Listing =
┄┄┄┄┄┄┄┄┄┄
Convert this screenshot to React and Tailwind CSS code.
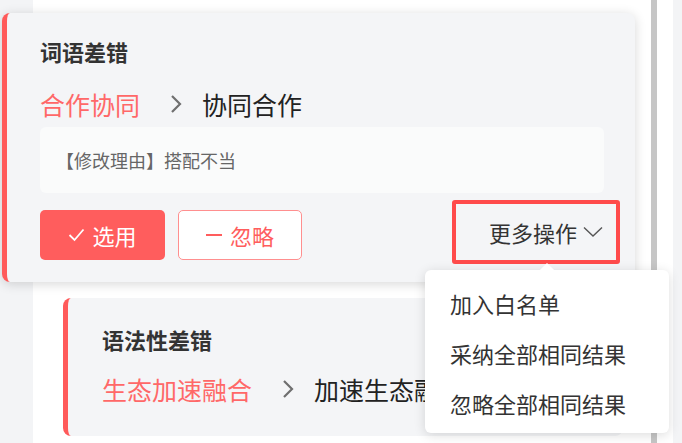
import React from "react";

const FONT = { fontFamily: '"Noto Sans CJK SC", "Noto Sans", sans-serif' };

function ChevronRight() {
  return (
    <svg width="14" height="20" viewBox="0 0 14 20" className="shrink-0">
      <polyline points="3,2 11,10 3,18" fill="none" stroke="#6f6f6f" strokeWidth="2.2" />
    </svg>
  );
}

function ChevronDown() {
  return (
    <svg width="20" height="12" viewBox="0 0 20 12" className="shrink-0">
      <polyline points="1,1.5 10,10 19,1.5" fill="none" stroke="#555" strokeWidth="1.4" />
    </svg>
  );
}

function Check() {
  return (
    <svg width="17" height="14" viewBox="0 0 17 14" className="shrink-0">
      <polyline points="1.5,7 6.5,12 15.5,1.5" fill="none" stroke="#fff" strokeWidth="1.8" />
    </svg>
  );
}

function Correction({ from, to }) {
  return (
    <div className="flex items-center h-[32px] text-[25px] leading-[32px]">
      <span className="text-[#ff6868]">{from}</span>
      <span className="ml-[29px] mr-[19px] flex items-center">
        <ChevronRight />
      </span>
      <span className="text-[#222] whitespace-nowrap">{to}</span>
    </div>
  );
}

export default function App() {
  return (
    <div className="w-[682px] h-[443px] relative overflow-hidden flex bg-[#f3f4f6]" style={FONT}>
      <div className="w-[33px] shrink-0" />

      {/* list panel */}
      <div className="w-[618px] shrink-0 bg-white flex flex-col pl-[30px] pt-[13px]">
        {/* active card */}
        <div className="-ml-[61px] w-[633px] relative z-10 bg-[#f4f5f7] rounded-[8px] border-l-[5px] border-[#ff5a5a] shadow-[0_2px_12px_rgba(0,0,0,0.16)] pt-[24px] pb-[18px] pl-[33px] pr-[31px]">
          <div className="text-[22px] leading-[28px] font-bold text-[#333]">词语差错</div>
          <div className="mt-[23px]">
            <Correction from="合作协同" to="协同合作" />
          </div>
          <div className="mt-[7px] h-[66px] rounded-[6px] bg-[#fafbfb] flex items-center pl-[16px] text-[18px] text-[#666]">
            【修改理由】搭配不当
          </div>
          <div className="mt-[7px] flex items-start">
            <button className="mt-[10px] w-[125px] h-[50px] rounded-[5px] bg-[#ff5d5d] text-white flex items-center justify-center gap-[7px] text-[22px]">
              <Check />
              <span>选用</span>
            </button>
            <button className="ml-[13px] mt-[10px] w-[124px] h-[50px] rounded-[5px] bg-white border border-[#ff8f8f] text-[#ff5d5d] flex items-center justify-center gap-[8px] text-[22px]">
              <span className="w-[16px] h-[2px] bg-[#ff5d5d]" />
              <span>忽略</span>
            </button>
            <div className="flex-1" />
            <div className="-mr-[16px] w-[168px] h-[64px] rounded-[3px] border-[4px] border-[#ff4b4b] flex items-center justify-end pr-[13px] gap-[6px] text-[22px] text-[#333]">
              <span>更多操作</span>
              <ChevronDown />
            </div>
          </div>
        </div>

        {/* next card */}
        <div className="mt-[16px] w-[560px] bg-[#f4f5f7] rounded-[8px] border-l-[5px] border-[#ff5a5a] pt-[27px] pb-[31px] pl-[34px] pr-[30px]">
          <div className="text-[22px] leading-[28px] font-bold text-[#333]">语法性差错</div>
          <div className="mt-[20px]">
            <Correction from="生态加速融合" to="加速生态融合" />
          </div>
        </div>
      </div>

      <div className="w-[6px] shrink-0 bg-[#c6c6c6]" />
      <div className="w-[16px] shrink-0 bg-white" />
      <div className="flex-1" />

      {/* dropdown menu */}
      <div className="absolute left-[425px] top-[270px] w-[244px] h-[163px] z-20 bg-white rounded-[6px] shadow-[0_2px_12px_rgba(0,0,0,0.14)] pt-[8px]">
        <div className="absolute -top-[5px] left-[117px] w-[10px] h-[10px] rotate-45 bg-white" />
        {["加入白名单", "采纳全部相同结果", "忽略全部相同结果"].map((t) => (
          <div key={t} className="h-[50px] flex items-center pl-[25px] text-[22px] text-[#333]">
            {t}
          </div>
        ))}
      </div>
    </div>
  );
}
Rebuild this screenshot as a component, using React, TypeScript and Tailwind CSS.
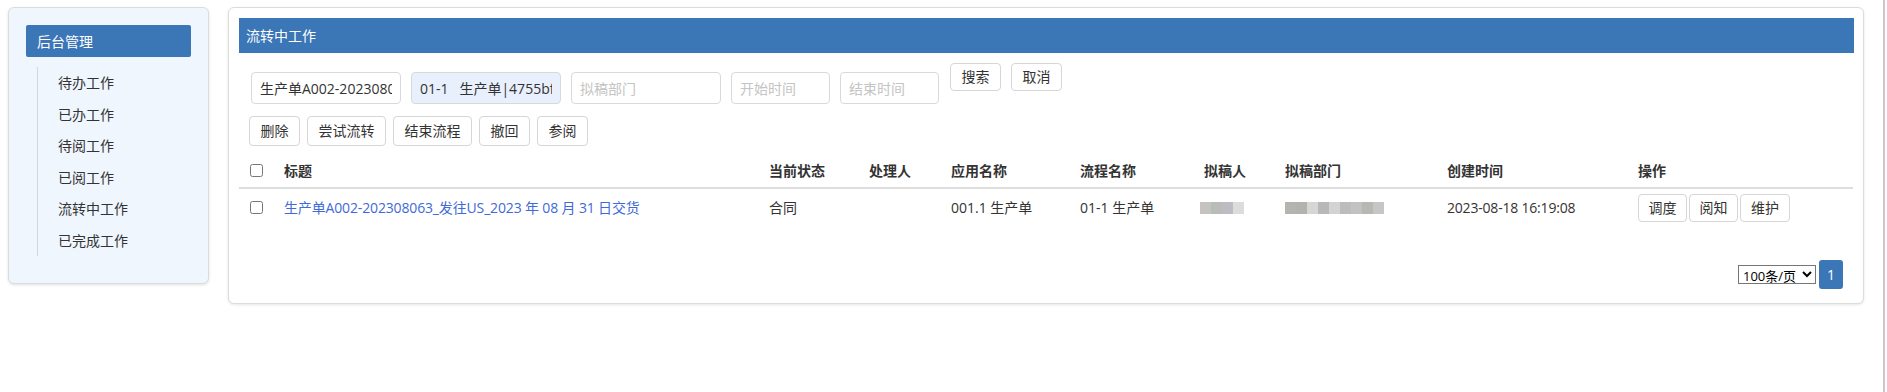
import React from "react";

const FONT = { fontFamily: '"Open Sans", "Noto Sans CJK SC", sans-serif' };

const menu = ["待办工作", "已办工作", "待阅工作", "已阅工作", "流转中工作", "已完成工作"];

const cols = "grid grid-cols-[45px_485px_100px_82px_129px_124px_81px_162px_191px_215px]";

function Btn({ children, cls }: { children: React.ReactNode; cls: string }) {
  return (
    <button className={`${cls} flex items-center justify-center border border-[#d6d6d6] rounded-[4px] bg-white text-[14px] text-[#333] leading-none`}>
      {children}
    </button>
  );
}

function Mosaic({ colors }: { colors: string[] }) {
  return (
    <div className="flex h-[12px]">
      {colors.map((c, i) => (
        <div key={i} className="w-[11px] h-full" style={{ background: c }} />
      ))}
    </div>
  );
}

export default function App() {
  return (
    <div className="flex h-[392px] bg-white pl-[8px] text-[#333]" style={FONT}>
      {/* Sidebar */}
      <div className="mt-[7px] w-[201px] h-[277px] shrink-0 border border-[#dcdcdc] rounded-[6px] bg-[#eff6fe] shadow-[0_1px_3px_rgba(0,0,0,0.12)] p-[17px]">
        <div className="h-[32px] bg-[#3b76b6] rounded-[2px] text-white text-[14px] flex items-center pl-[11px]">后台管理</div>
        <div className="mt-[10px] ml-[11px] border-l border-[#d6d6d6]">
          {menu.map((m) => (
            <div key={m} className="h-[31.5px] flex items-center pl-[20px] text-[14px] text-[#333]">
              {m}
            </div>
          ))}
        </div>
      </div>

      {/* Main */}
      <div className="mt-[7px] ml-[19px] w-[1636px] h-[297px] shrink-0 border border-[#dcdcdc] rounded-[6px] bg-white shadow-[0_1px_3px_rgba(0,0,0,0.1)] p-[10px] pr-[9px]">
        <div className="h-[35px] bg-[#3b76b6] text-white text-[14px] flex items-center pl-[7px]">流转中工作</div>

        {/* Search row */}
        <div className="mt-[10px] pl-[12px] flex items-start">
          <input
            readOnly
            value="生产单A002-202308063_发往US"
            className="mt-[9px] w-[150px] h-[32px] border border-[#d9d9d9] rounded-[4px] px-[8px] text-[14px] text-[#333] outline-none"
          />
          <input
            readOnly
            value="01-1   生产单|4755bf4a2c81"
            className="mt-[9px] ml-[10px] w-[150px] h-[32px] border border-[#d9d9d9] rounded-[4px] px-[8px] text-[14px] text-[#333] bg-[#e8f0fe] outline-none"
          />
          <input
            placeholder="拟稿部门"
            className="mt-[9px] ml-[10px] w-[150px] h-[32px] border border-[#d9d9d9] rounded-[4px] px-[8px] text-[14px] placeholder:text-[#c4c4c4] outline-none"
          />
          <input
            placeholder="开始时间"
            className="mt-[9px] ml-[10px] w-[99px] h-[32px] border border-[#d9d9d9] rounded-[4px] px-[8px] text-[14px] placeholder:text-[#c4c4c4] outline-none"
          />
          <input
            placeholder="结束时间"
            className="mt-[9px] ml-[10px] w-[99px] h-[32px] border border-[#d9d9d9] rounded-[4px] px-[8px] text-[14px] placeholder:text-[#c4c4c4] outline-none"
          />
          <div className="ml-[11px] flex gap-[10px]">
            <Btn cls="w-[51px] h-[28px]">搜索</Btn>
            <Btn cls="w-[51px] h-[28px]">取消</Btn>
          </div>
        </div>

        {/* Action row */}
        <div className="mt-[12px] pl-[10px] flex gap-[7px]">
          <Btn cls="w-[51px] h-[30px]">删除</Btn>
          <Btn cls="w-[79px] h-[30px]">尝试流转</Btn>
          <Btn cls="w-[79px] h-[30px]">结束流程</Btn>
          <Btn cls="w-[51px] h-[30px]">撤回</Btn>
          <Btn cls="w-[51px] h-[30px]">参阅</Btn>
        </div>

        {/* Table */}
        <div className="mt-[7px] w-[1614px]">
          <div className={`${cols} h-[36px] items-center border-b-2 border-[#dddddd] text-[14px] font-bold text-[#333]`}>
            <div className="pl-[11px] flex items-center">
              <input type="checkbox" className="w-[13px] h-[13px] m-0" />
            </div>
            <div>标题</div>
            <div>当前状态</div>
            <div>处理人</div>
            <div>应用名称</div>
            <div>流程名称</div>
            <div>拟稿人</div>
            <div>拟稿部门</div>
            <div>创建时间</div>
            <div>操作</div>
          </div>
          <div className={`${cols} h-[37px] items-center text-[14px] text-[#333]`}>
            <div className="pl-[11px] flex items-center">
              <input type="checkbox" className="w-[13px] h-[13px] m-0" />
            </div>
            <div className="text-[#3f6ad8] whitespace-nowrap tracking-[-0.15px]">生产单A002-202308063_发往US_2023 年 08 月 31 日交货</div>
            <div>合同</div>
            <div></div>
            <div>001.1 生产单</div>
            <div>01-1 生产单</div>
            <div className="flex">
              <div className="-ml-[4px]">
                <Mosaic colors={["#c6c2c2", "#b9bdb9", "#bdbcc5", "#dcdcdf"]} />
              </div>
            </div>
            <div className="flex">
              <Mosaic colors={["#b6b4b1", "#b3b2ae", "#d6d6d7", "#b8b8b6", "#d3d3d3", "#bbbcbb", "#c1c3c2", "#b8b7b4", "#c6c6c7"]} />
            </div>
            <div className="tracking-[-0.2px]">2023-08-18 16:19:08</div>
            <div className="flex">
              <Btn cls="w-[49px] h-[28px]">调度</Btn>
              <div className="ml-[2px]"><Btn cls="w-[49px] h-[28px]">阅知</Btn></div>
              <div className="ml-[2px]"><Btn cls="w-[50px] h-[28px]">维护</Btn></div>
            </div>
          </div>
        </div>

        {/* Pagination */}
        <div className="mt-[34px] w-[1614px] pr-[10px] flex justify-end items-center gap-[3px]">
          <select className="h-[19px] w-[78px] border border-[#767676] text-[13px] text-black bg-white" defaultValue="100">
            <option value="100">100条/页</option>
          </select>
          <div className="w-[24px] h-[29px] bg-[#3b76b6] rounded-[3px] text-white text-[14px] flex items-center justify-center">1</div>
        </div>
      </div>

      <div className="ml-[19px] w-[2px] self-stretch bg-[#c8c8c8]" />
    </div>
  );
}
┄┄┄┄┄┄┄┄┄┄
What to work on =
Gather from the records above every line containing the string "this".

Answer below =
Convert this screenshot to React and Tailwind CSS code.
Rebuild this screenshot as a component, using React, TypeScript and Tailwind CSS.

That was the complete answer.